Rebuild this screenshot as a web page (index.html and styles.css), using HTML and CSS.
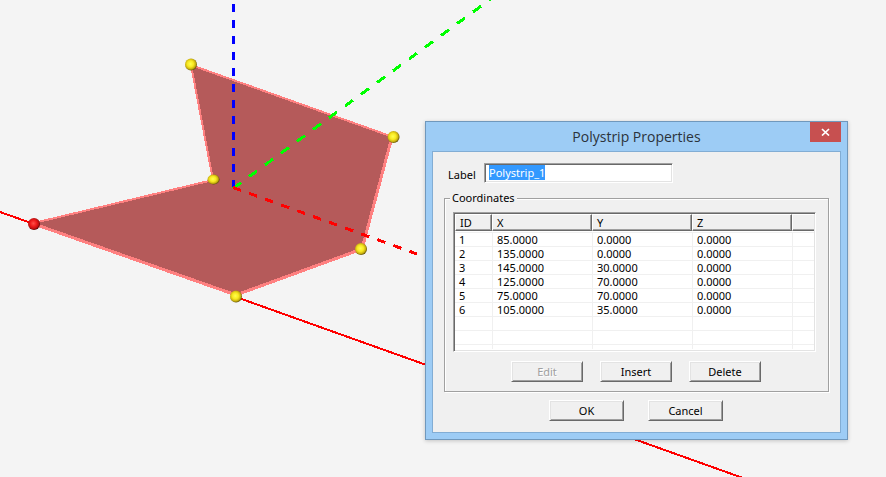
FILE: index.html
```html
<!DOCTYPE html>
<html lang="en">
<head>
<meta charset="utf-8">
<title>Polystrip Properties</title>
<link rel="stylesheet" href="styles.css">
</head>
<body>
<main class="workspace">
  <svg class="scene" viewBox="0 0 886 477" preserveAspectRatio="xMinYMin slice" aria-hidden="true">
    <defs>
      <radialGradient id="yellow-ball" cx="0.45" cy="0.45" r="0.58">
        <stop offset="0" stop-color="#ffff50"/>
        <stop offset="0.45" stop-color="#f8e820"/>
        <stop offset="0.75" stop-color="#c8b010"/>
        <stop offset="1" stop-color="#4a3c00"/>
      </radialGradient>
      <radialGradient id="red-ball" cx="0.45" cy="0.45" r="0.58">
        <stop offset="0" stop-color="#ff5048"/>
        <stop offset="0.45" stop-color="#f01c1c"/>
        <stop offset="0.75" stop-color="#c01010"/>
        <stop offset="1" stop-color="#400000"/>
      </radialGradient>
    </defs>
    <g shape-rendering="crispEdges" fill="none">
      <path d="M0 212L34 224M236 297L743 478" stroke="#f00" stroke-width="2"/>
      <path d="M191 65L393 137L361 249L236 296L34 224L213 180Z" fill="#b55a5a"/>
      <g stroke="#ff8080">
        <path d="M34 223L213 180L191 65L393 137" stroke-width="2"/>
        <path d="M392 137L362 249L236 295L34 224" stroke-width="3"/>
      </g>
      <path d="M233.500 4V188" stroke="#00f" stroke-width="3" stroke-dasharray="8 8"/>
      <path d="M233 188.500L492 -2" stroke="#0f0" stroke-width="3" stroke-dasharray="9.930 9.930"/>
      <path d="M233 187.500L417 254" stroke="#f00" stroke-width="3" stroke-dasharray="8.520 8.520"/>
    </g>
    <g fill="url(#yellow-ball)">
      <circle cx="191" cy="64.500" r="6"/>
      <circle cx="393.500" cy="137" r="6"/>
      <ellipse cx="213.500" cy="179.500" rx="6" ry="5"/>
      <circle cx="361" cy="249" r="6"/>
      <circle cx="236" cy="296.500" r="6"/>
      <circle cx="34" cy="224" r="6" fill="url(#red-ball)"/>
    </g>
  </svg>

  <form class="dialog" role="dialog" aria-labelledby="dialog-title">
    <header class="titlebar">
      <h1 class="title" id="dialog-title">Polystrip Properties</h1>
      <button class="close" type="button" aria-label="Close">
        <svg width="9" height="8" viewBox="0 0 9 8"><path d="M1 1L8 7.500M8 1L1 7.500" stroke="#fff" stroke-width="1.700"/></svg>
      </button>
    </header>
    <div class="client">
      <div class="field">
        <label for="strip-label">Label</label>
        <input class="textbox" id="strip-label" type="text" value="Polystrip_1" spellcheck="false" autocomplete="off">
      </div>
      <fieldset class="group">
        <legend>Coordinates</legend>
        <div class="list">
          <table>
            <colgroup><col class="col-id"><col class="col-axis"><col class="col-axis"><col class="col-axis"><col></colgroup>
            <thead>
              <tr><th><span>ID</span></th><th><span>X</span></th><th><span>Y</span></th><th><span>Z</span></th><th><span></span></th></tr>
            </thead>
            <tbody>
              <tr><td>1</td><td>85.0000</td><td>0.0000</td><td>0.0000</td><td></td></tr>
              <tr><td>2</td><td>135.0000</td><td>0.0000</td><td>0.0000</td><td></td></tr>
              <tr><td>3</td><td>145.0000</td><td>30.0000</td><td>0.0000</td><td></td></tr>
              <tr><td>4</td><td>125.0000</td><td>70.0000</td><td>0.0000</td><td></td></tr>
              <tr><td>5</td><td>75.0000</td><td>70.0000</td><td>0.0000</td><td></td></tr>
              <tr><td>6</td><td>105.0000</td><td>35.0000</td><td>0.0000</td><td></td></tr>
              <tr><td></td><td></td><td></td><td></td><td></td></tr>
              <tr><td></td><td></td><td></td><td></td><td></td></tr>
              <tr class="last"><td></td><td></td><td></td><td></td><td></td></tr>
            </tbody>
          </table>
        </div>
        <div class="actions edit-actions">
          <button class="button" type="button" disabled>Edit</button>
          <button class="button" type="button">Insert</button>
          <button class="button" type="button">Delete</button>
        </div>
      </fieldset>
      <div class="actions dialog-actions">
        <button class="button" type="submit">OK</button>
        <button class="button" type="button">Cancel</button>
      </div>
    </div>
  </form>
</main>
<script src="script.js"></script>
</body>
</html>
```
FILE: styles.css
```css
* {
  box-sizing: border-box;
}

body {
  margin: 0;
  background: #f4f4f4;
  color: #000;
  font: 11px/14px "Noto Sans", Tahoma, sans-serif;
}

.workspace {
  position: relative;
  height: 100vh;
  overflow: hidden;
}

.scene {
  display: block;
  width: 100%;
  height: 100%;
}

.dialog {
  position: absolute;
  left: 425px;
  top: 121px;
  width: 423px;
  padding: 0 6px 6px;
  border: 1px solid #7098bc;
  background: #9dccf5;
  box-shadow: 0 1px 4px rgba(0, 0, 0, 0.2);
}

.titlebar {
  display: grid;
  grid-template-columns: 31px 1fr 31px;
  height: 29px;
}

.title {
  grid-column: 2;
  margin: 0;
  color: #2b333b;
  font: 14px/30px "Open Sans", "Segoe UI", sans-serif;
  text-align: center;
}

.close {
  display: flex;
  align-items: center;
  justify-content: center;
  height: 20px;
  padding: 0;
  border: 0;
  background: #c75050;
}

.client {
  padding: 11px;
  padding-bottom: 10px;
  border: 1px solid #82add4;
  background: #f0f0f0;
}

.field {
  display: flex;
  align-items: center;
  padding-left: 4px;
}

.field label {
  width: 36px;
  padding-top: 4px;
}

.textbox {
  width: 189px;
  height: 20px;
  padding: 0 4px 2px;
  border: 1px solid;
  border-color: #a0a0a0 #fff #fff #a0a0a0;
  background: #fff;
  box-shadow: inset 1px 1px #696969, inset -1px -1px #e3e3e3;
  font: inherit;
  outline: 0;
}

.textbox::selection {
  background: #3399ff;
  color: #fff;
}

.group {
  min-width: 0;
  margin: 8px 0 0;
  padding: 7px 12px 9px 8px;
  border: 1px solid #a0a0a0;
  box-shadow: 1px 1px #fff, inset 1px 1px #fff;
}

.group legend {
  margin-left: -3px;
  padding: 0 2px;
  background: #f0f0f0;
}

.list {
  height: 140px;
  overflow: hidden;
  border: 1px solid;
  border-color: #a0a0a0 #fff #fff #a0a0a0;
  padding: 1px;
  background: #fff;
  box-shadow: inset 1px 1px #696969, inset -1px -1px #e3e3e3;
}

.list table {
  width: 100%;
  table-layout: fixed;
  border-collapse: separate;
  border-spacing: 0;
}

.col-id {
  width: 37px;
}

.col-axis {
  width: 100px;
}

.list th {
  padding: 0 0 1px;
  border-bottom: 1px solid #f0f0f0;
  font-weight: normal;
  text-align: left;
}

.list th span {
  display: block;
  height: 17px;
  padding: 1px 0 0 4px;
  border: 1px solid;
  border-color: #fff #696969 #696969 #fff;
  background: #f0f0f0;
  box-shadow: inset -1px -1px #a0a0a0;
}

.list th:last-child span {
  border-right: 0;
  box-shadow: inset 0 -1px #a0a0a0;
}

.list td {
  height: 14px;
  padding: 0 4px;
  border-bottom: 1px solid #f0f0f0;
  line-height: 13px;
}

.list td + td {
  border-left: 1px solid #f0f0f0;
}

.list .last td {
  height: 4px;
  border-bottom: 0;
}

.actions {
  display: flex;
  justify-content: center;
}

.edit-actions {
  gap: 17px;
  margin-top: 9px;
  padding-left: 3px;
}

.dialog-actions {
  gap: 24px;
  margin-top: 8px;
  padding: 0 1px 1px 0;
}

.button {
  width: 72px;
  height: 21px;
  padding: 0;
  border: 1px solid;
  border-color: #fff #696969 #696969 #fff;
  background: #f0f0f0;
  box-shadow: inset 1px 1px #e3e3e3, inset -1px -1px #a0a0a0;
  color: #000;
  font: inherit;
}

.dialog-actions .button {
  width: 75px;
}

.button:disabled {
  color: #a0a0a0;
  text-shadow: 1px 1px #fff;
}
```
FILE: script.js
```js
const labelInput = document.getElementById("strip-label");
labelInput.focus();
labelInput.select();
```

# # # #

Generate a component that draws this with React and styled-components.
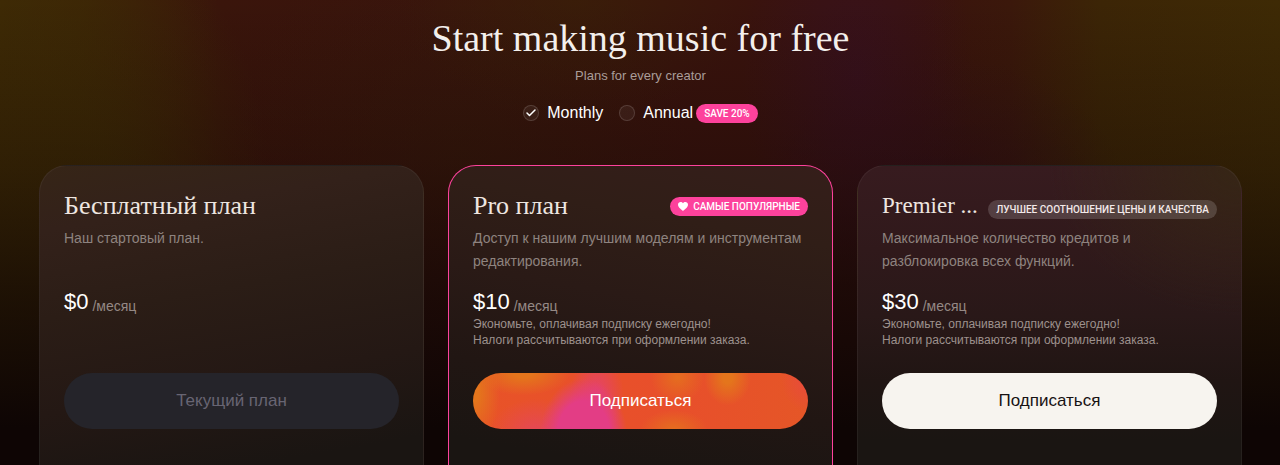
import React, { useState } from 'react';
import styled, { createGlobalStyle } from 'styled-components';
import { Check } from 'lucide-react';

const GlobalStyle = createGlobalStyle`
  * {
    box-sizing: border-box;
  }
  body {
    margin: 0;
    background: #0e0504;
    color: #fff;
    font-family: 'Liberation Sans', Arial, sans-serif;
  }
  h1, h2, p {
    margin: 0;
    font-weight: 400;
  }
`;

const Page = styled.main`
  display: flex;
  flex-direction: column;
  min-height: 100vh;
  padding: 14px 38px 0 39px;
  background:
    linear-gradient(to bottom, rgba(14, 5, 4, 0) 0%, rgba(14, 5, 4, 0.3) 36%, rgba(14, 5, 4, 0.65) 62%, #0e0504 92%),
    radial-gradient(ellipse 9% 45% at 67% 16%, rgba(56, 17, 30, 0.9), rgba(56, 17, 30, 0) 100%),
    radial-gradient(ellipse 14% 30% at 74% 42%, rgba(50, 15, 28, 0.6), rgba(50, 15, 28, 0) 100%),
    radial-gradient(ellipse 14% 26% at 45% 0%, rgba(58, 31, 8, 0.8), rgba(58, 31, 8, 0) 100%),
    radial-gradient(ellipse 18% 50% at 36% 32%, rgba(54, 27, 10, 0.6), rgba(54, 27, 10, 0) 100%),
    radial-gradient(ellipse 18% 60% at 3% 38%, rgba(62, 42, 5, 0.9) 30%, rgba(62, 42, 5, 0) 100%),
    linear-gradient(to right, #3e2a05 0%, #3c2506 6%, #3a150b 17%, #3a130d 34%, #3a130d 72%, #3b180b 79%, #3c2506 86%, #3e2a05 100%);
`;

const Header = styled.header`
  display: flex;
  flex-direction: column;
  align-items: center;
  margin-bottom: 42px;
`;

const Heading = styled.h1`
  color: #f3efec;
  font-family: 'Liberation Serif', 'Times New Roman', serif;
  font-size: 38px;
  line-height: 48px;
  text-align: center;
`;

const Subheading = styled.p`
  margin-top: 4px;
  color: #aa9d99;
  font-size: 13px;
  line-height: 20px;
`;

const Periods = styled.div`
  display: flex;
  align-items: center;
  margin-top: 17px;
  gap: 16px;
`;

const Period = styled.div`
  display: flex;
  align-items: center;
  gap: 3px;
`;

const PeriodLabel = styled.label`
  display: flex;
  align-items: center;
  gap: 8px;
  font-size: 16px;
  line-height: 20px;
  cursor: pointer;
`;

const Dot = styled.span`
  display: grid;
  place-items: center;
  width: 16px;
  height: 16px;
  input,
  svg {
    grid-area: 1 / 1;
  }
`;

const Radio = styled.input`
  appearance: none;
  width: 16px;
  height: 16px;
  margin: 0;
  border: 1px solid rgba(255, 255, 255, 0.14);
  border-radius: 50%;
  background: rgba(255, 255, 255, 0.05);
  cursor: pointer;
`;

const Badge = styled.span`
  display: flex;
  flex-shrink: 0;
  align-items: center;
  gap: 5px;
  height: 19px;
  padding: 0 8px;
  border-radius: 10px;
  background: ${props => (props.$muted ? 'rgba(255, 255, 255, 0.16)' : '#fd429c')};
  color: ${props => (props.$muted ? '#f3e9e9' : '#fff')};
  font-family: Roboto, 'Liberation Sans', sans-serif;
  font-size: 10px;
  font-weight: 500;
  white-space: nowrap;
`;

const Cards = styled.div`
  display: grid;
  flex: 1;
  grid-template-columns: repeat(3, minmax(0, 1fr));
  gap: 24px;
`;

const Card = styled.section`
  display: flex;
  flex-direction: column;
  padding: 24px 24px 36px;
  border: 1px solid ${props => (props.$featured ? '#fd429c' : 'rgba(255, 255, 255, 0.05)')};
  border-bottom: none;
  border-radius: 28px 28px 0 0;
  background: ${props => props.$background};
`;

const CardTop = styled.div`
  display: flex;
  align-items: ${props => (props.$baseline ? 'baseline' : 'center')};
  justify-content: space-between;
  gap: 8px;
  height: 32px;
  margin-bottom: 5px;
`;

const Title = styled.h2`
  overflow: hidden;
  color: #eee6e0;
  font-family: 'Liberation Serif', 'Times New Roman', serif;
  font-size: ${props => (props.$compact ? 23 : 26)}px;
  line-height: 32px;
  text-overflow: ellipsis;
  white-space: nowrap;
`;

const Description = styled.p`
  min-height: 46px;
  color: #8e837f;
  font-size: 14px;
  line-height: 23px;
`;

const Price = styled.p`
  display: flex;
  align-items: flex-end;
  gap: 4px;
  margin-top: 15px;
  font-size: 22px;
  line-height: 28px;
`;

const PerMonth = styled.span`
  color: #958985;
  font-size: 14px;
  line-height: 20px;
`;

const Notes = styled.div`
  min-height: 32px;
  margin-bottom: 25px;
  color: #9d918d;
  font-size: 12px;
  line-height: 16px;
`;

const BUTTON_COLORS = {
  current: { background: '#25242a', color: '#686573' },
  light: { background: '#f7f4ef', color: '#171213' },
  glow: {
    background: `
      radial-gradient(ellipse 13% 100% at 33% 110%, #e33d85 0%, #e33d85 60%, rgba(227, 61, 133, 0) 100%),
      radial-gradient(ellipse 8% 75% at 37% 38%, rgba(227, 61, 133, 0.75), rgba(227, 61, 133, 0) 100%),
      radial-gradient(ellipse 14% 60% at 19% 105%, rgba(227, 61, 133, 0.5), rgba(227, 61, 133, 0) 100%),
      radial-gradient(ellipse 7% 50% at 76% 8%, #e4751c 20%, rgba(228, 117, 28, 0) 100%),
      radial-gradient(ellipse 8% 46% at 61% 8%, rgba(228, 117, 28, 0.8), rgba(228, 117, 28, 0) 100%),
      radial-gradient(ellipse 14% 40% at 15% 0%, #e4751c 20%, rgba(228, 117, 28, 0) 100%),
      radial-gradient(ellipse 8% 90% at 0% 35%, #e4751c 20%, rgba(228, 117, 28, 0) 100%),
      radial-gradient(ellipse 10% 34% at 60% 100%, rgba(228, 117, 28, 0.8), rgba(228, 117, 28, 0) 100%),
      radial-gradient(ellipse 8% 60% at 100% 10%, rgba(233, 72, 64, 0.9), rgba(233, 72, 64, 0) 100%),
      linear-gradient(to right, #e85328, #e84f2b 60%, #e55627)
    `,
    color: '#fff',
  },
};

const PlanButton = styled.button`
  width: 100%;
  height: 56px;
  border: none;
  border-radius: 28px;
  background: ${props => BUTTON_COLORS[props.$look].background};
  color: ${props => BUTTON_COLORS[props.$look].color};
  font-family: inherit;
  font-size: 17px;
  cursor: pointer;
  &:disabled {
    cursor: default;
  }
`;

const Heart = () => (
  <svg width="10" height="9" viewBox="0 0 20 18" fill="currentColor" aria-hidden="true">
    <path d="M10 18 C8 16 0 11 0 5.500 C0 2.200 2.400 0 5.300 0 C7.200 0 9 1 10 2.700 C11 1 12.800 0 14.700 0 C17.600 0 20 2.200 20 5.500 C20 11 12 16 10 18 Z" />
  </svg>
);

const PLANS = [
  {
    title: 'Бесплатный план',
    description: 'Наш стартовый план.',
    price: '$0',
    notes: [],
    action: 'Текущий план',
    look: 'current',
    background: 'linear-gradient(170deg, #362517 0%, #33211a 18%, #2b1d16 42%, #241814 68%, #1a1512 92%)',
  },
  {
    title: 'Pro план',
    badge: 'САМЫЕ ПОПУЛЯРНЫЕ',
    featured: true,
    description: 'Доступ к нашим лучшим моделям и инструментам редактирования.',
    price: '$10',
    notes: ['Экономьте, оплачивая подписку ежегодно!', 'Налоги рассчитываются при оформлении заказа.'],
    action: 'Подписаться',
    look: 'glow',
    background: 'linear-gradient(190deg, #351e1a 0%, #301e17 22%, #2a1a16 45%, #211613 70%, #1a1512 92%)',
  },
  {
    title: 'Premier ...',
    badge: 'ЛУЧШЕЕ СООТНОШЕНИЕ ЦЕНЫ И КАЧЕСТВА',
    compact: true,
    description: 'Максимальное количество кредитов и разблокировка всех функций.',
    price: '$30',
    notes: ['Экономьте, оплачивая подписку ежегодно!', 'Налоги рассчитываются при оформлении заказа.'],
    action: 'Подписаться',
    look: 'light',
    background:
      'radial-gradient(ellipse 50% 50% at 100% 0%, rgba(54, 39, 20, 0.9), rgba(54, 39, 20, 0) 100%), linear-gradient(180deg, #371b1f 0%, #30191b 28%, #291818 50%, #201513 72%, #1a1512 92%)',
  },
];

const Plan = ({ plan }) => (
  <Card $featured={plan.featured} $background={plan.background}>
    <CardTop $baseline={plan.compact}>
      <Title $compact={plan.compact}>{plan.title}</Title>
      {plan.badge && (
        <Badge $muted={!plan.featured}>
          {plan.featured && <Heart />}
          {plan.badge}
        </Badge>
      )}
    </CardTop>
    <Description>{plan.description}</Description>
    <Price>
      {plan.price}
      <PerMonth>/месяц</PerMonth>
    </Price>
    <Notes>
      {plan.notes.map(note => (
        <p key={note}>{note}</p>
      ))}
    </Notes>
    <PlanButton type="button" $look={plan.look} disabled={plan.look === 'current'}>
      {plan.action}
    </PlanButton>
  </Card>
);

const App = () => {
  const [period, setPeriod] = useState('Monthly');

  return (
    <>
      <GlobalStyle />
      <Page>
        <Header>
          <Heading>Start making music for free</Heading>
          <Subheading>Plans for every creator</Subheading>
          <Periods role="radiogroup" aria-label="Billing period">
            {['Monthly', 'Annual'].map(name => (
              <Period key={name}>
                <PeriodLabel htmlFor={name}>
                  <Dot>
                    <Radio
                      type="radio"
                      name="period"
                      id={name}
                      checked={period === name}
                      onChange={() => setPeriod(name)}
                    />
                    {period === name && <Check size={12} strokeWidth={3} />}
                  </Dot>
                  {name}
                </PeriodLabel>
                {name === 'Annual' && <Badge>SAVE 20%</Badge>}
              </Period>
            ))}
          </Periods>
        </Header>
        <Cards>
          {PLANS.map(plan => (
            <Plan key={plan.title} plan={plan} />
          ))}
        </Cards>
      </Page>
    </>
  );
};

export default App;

# # # #

> _Your task_:
What is the number of lines containing "styles"? Give that number only.

> _Complete answer_:
3